→ DESCRIPTION OF THE TASK
Find and copy each line of the records where the string "styles" shows up.

------ INPUT MATERIAL ------

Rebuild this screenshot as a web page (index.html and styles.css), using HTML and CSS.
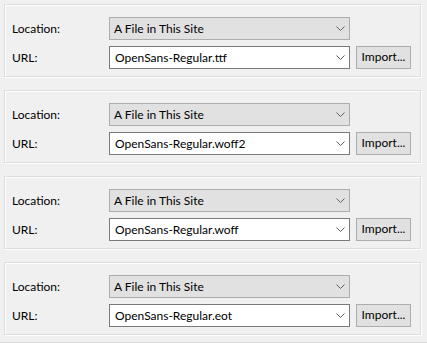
FILE: index.html
```html
<!DOCTYPE html>
<html lang="en">
    <head>
        <title>Font Sources</title>
        <link rel="stylesheet" href="styles.css">
    </head>
    <body>
        <div id="list">
            <div class="group">
                <div class="label">Location:</div>
                <div class="combo combo-ro"><span>A File in This Site</span><svg class="chev" width="9" height="5"><polyline points="0.5,0.5 4.5,4.5 8.5,0.5" /></svg></div>
                <div></div>
                <div class="label">URL:</div>
                <div class="combo combo-edit"><span>OpenSans-Regular.ttf</span><svg class="chev" width="9" height="5"><polyline points="0.5,0.5 4.5,4.5 8.5,0.5" /></svg></div>
                <div class="btn">Import...</div>
            </div>

            <div class="group">
                <div class="label">Location:</div>
                <div class="combo combo-ro"><span>A File in This Site</span><svg class="chev" width="9" height="5"><polyline points="0.5,0.5 4.5,4.5 8.5,0.5" /></svg></div>
                <div></div>
                <div class="label">URL:</div>
                <div class="combo combo-edit"><span>OpenSans-Regular.woff2</span><svg class="chev" width="9" height="5"><polyline points="0.5,0.5 4.5,4.5 8.5,0.5" /></svg></div>
                <div class="btn">Import...</div>
            </div>

            <div class="group">
                <div class="label">Location:</div>
                <div class="combo combo-ro"><span>A File in This Site</span><svg class="chev" width="9" height="5"><polyline points="0.5,0.5 4.5,4.5 8.5,0.5" /></svg></div>
                <div></div>
                <div class="label">URL:</div>
                <div class="combo combo-edit"><span>OpenSans-Regular.woff</span><svg class="chev" width="9" height="5"><polyline points="0.5,0.5 4.5,4.5 8.5,0.5" /></svg></div>
                <div class="btn">Import...</div>
            </div>

            <div class="group">
                <div class="label">Location:</div>
                <div class="combo combo-ro"><span>A File in This Site</span><svg class="chev" width="9" height="5"><polyline points="0.5,0.5 4.5,4.5 8.5,0.5" /></svg></div>
                <div></div>
                <div class="label">URL:</div>
                <div class="combo combo-edit"><span>OpenSans-Regular.eot</span><svg class="chev" width="9" height="5"><polyline points="0.5,0.5 4.5,4.5 8.5,0.5" /></svg></div>
                <div class="btn">Import...</div>
            </div>
        </div>
        <div class="rule"></div>
    </body>
</html>
```

FILE: styles.css
```css
*{
    margin: 0px;
    padding: 0px;
    box-sizing: border-box;
}
body{
    background-color: #f0f0f0;
    font-family: Lato, "Noto Sans", sans-serif;
    font-size: 12px;
    color: #000;
    width: 427px;
    height: 343px;
    overflow: hidden;
}
#list{
    display: flex;
    flex-direction: column;
    gap: 13px;
    padding: 4px 0 7px 4px;
}
.group{
    width: 417px;
    height: 73px;
    border: 1px solid #dcdcdc;
    box-shadow: inset 1px 1px 0 #fff, 1px 1px 0 #fff;
    padding: 12px 0 0 7px;
    display: grid;
    grid-template-columns: 91px 241px 55px;
    grid-template-rows: 23px 23px;
    column-gap: 6px;
    row-gap: 6px;
    align-items: center;
}
.label{
    line-height: 16px;
}
.combo{
    height: 23px;
    display: flex;
    align-items: center;
    justify-content: space-between;
    padding: 0 4px 0 4px;
    white-space: nowrap;
    line-height: 16px;
}
.combo-ro{
    background-color: #e1e1e1;
    border: 1px solid #adadad;
}
.combo-edit{
    background-color: #fff;
    border: 1px solid #7a7a7a;
    padding-left: 5px;
}
.chev{
    display: block;
}
.chev polyline{
    fill: none;
    stroke: #606060;
    stroke-width: 1;
}
.btn{
    height: 23px;
    background-color: #e1e1e1;
    border: 1px solid #adadad;
    text-align: center;
    line-height: 20px;
    white-space: nowrap;
    cursor: pointer;
}
.rule{
    border-top: 1px solid #dcdcdc;
}
```
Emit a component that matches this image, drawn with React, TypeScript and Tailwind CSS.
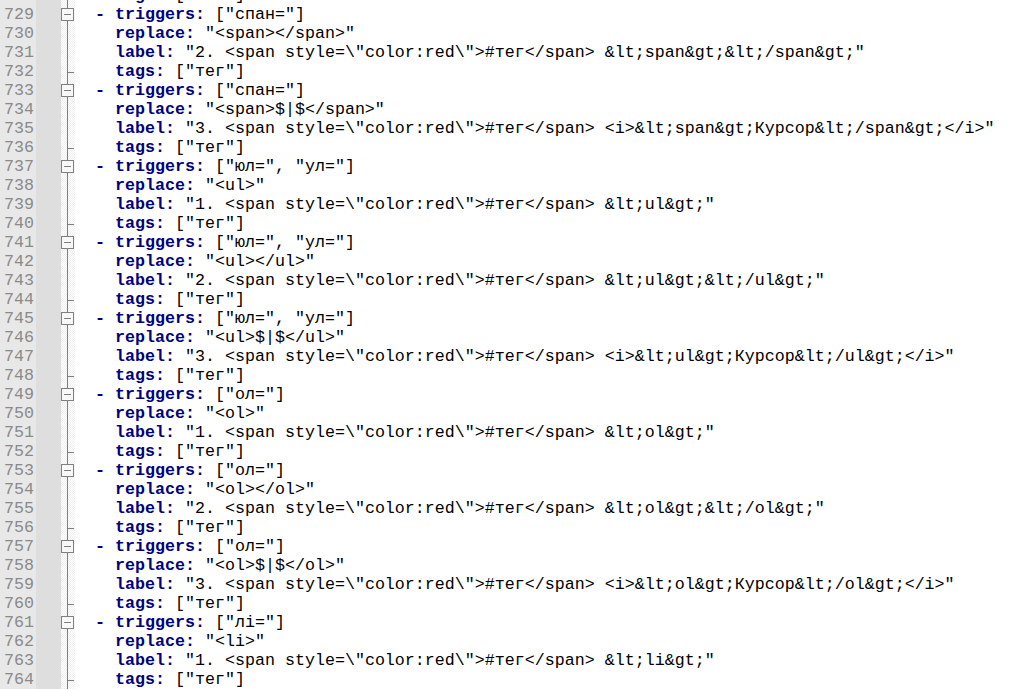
const first = 728;

const label = (n: string, tail: string) =>
  `"${n}. <span style=\\"color:red\\">#тег</span> ${tail}"`;

type Block = { triggers: string; replace: string; label: string };

const blocks: Block[] = [
  { triggers: '["спан="]', replace: '"<span></span>"', label: label("2", "&lt;span&gt;&lt;/span&gt;") },
  { triggers: '["спан="]', replace: '"<span>$|$</span>"', label: label("3", "<i>&lt;span&gt;Курсор&lt;/span&gt;</i>") },
  { triggers: '["юл=", "ул="]', replace: '"<ul>"', label: label("1", "&lt;ul&gt;") },
  { triggers: '["юл=", "ул="]', replace: '"<ul></ul>"', label: label("2", "&lt;ul&gt;&lt;/ul&gt;") },
  { triggers: '["юл=", "ул="]', replace: '"<ul>$|$</ul>"', label: label("3", "<i>&lt;ul&gt;Курсор&lt;/ul&gt;</i>") },
  { triggers: '["ол="]', replace: '"<ol>"', label: label("1", "&lt;ol&gt;") },
  { triggers: '["ол="]', replace: '"<ol></ol>"', label: label("2", "&lt;ol&gt;&lt;/ol&gt;") },
  { triggers: '["ол="]', replace: '"<ol>$|$</ol>"', label: label("3", "<i>&lt;ol&gt;Курсор&lt;/ol&gt;</i>") },
  { triggers: '["лі="]', replace: '"<li>"', label: label("1", "&lt;li&gt;") },
];

type Line = { indent: string; key: string; value: string; fold: "box" | "line" | "end" };

// first visible row is the tail of the previous block
const lines: Line[] = [{ indent: "    ", key: "tags:", value: ' ["тег"]', fold: "end" }];
blocks.forEach((b) => {
  lines.push({ indent: "  ", key: "- triggers:", value: " " + b.triggers, fold: "box" });
  lines.push({ indent: "    ", key: "replace:", value: " " + b.replace, fold: "line" });
  lines.push({ indent: "    ", key: "label:", value: " " + b.label, fold: "line" });
  lines.push({ indent: "    ", key: "tags:", value: ' ["тег"]', fold: "end" });
});

function FoldMark({ kind }: { kind: Line["fold"] }) {
  return (
    <svg width="14" height="19" viewBox="0 0 14 19" className="block">
      <line x1="6.5" y1="0" x2="6.5" y2="19" stroke="#808080" strokeWidth="1" />
      {kind === "end" && <line x1="6.5" y1="10.5" x2="13" y2="10.5" stroke="#808080" strokeWidth="1" />}
      {kind === "box" && (
        <>
          <rect x="0.5" y="3.5" width="12" height="12" fill="#f8f8f8" stroke="#808080" strokeWidth="1" />
          <line x1="3" y1="9.5" x2="10" y2="9.5" stroke="#808080" strokeWidth="1" />
        </>
      )}
    </svg>
  );
}

export default function App() {
  return (
    <div className="w-[1011px] h-[690px] overflow-hidden bg-white font-['Liberation_Mono','Courier_New',monospace] text-[16.66px] leading-[19px]">
      <div className="-mt-[14px]">
        {lines.map((l, i) => (
          <div key={i} className="flex h-[19px]">
            <div className="w-[36px] shrink-0 bg-[#e8e8e8] text-right pr-[2px] text-[#8a8a8a]">{first + i}</div>
            <div className="w-[25px] shrink-0 bg-[#dedede]" />
            <div className="w-[14px] shrink-0 bg-[repeating-conic-gradient(#f0f0f0_0_25%,#ffffff_0_50%)] [background-size:2px_2px]">
              <FoldMark kind={l.fold} />
            </div>
            <div className="whitespace-pre text-black">
              {l.indent}
              <span className="font-bold text-[#000080]">{l.key}</span>
              {l.value}
            </div>
          </div>
        ))}
      </div>
    </div>
  );
}
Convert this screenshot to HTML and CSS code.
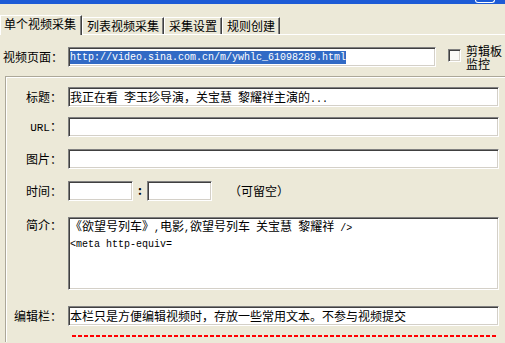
FILE: index.html
```html
<!DOCTYPE html>
<html lang="zh">
<head>
<meta charset="utf-8">
<title>视频采集</title>
<link rel="stylesheet" href="styles.css">
</head>
<body>
<div class="topbar"><div class="tbbtn"></div></div>
<div class="tabs">
  <div class="tab sel">单个视频采集</div>
  <div class="tab">列表视频采集</div>
  <div class="tab">采集设置</div>
  <div class="tab">规则创建</div>
</div>
<div class="panel">
  <div class="pagerow">
    <span class="plabel">视频页面：</span>
    <div class="field urlfield"><span class="hl asc">http://video.sina.com.cn/m/ywhlc_61098289.html</span></div>
    <span class="check"></span>
    <span class="clabel"><span class="cl">剪辑板</span><span class="cl">监控</span></span>
  </div>
  <div class="group">
    <div class="row">
      <span class="label">标题：</span>
      <div class="field wide">我正在看<span class="asc"> </span>李玉珍导演，关宝慧<span class="asc"> </span>黎耀祥主演的<span class="asc">...</span></div>
    </div>
    <div class="row r-url">
      <span class="label"><span class="asc big">URL</span>：</span>
      <div class="field wide"></div>
    </div>
    <div class="row r-img">
      <span class="label">图片：</span>
      <div class="field wide"></div>
    </div>
    <div class="row r-time">
      <span class="label">时间：</span>
      <div class="field short"></div>
      <span class="sep">:</span>
      <div class="field short"></div>
      <span class="note">（可留空）</span>
    </div>
    <div class="row r-intro">
      <span class="label">简介：</span>
      <div class="field wide area">《欲望号列车》<span class="asc">,</span>电影<span class="asc">,</span>欲望号列车<span class="asc"> </span>关宝慧<span class="asc"> </span>黎耀祥<span class="asc"> /&gt;</span><br><span class="asc">&lt;meta http-equiv=</span></div>
    </div>
    <div class="row r-edit">
      <span class="label">编辑栏：</span>
      <div class="field wide">本栏只是方便编辑视频时，存放一些常用文本。不参与视频提交</div>
    </div>
    <div class="dash"></div>
  </div>
</div>
</body>
</html>
```
FILE: styles.css
```css
html, body {
  margin: 0;
  padding: 0;
}
body {
  width: 505px;
  height: 343px;
  overflow: hidden;
  background: #ece9d8;
  color: #000;
  font-family: "Noto Sans CJK SC", "Noto Sans", sans-serif;
  font-size: 12px;
  line-height: 16px;
}
.asc {
  font-family: "Liberation Mono", monospace;
  font-size: 10px;
  white-space: pre;
}
.asc.big {
  font-size: 11px;
}
.topbar {
  height: 4px;
  background: #1d5bd6;
  display: flex;
}
.tbbtn {
  margin-left: auto;
  margin-right: 10px;
  width: 18px;
  height: 2px;
  border: 1px solid #fff;
  border-top: none;
  border-radius: 0 0 3px 3px;
}
.tabs {
  display: flex;
  align-items: flex-start;
  height: 19px;
  margin-top: 11px;
}
.tab {
  box-sizing: border-box;
  margin-top: 2px;
  height: 17px;
  padding: 0 4px;
  border-left: 1px solid #fff;
  border-top: 1px solid #fff;
  border-right: 1px solid #404040;
  box-shadow: inset -1px 0 #808080;
  background: #ece9d8;
  white-space: nowrap;
}
.tab.sel {
  position: relative;
  z-index: 1;
  margin-top: 0;
  height: 20px;
  padding: 0 5px 0 3px;
}
.panel {
  border-top: 1px solid #fff;
}
.pagerow {
  display: flex;
  align-items: center;
  height: 26px;
  margin-top: 9px;
  padding-left: 3px;
}
.plabel {
  width: 65px;
  white-space: nowrap;
}
.field {
  box-sizing: border-box;
  height: 20px;
  background: #fff;
  border: 1px solid;
  border-color: #808080 #fff #fff #808080;
  box-shadow: inset 1px 1px #404040, inset -1px -1px #d4d0c8;
  padding: 1px 2px 0 1px;
  white-space: nowrap;
  overflow: hidden;
}
.urlfield {
  width: 368px;
  display: flex;
  align-items: center;
  padding: 0 0 0 1px;
}
.hl {
  display: inline-block;
  height: 13px;
  line-height: 13px;
  background: #316ac5;
  color: #fff;
}
.check {
  box-sizing: border-box;
  width: 13px;
  height: 13px;
  margin-left: 12px;
  margin-top: -3px;
  background: #fbfaf6;
  border: 1px solid;
  border-color: #808080 #fff #fff #808080;
  box-shadow: inset 1px 1px #404040, inset -1px -1px #d4d0c8;
}
.clabel {
  margin-left: 5px;
  display: flex;
  flex-direction: column;
  white-space: nowrap;
}
.cl {
  display: block;
  height: 13px;
  font-size: 12px;
  line-height: 13px;
  overflow: visible;
}
.group {
  box-sizing: border-box;
  margin-top: 6px;
  margin-left: 5px;
  width: 500px;
  height: 266px;
  border-top: 1px solid #aca899;
  border-left: 1px solid #aca899;
  box-shadow: inset 1px 1px #fff;
  padding-top: 10px;
}
.row {
  display: flex;
  align-items: center;
  height: 20px;
}
.label {
  box-sizing: border-box;
  width: 62px;
  padding-right: 6px;
  text-align: right;
  white-space: nowrap;
}
.wide {
  width: 431px;
}
.short {
  width: 65px;
}
.sep {
  width: 14px;
  text-align: center;
  font-weight: bold;
  margin-top: -2px;
}
.note {
  margin-left: 17px;
}
.r-url { margin-top: 10px; }
.r-img { margin-top: 12px; }
.r-time { margin-top: 12px; }
.r-intro {
  margin-top: 16px;
  height: 73px;
  align-items: flex-start;
}
.r-intro .label {
  padding-top: 1px;
  line-height: 13px;
}
.area {
  height: 73px;
  line-height: 13px;
  padding: 1px 2px 0 1px;
}
.r-edit { margin-top: 16px; }
.dash {
  margin-top: 9px;
  margin-left: 66px;
  width: 424px;
  height: 2px;
  background: repeating-linear-gradient(90deg, #f00 0 4px, transparent 4px 6px);
}
```
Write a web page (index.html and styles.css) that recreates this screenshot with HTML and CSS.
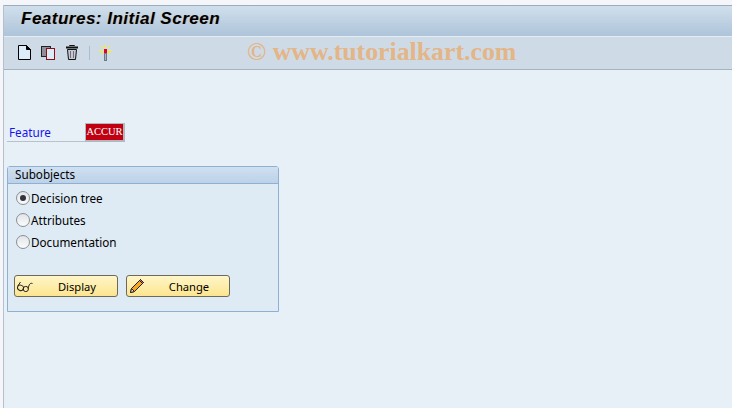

------

→ WRITTEN REPLY
Rebuild this screenshot as a web page (index.html and styles.css), using HTML and CSS.
        <link rel="stylesheet" href="styles.css">
FILE: styles.css
<link rel="stylesheet" href="styles.css">
FILE: styles.css
Write a web page (index.html and styles.css) that recreates this screenshot with HTML and CSS.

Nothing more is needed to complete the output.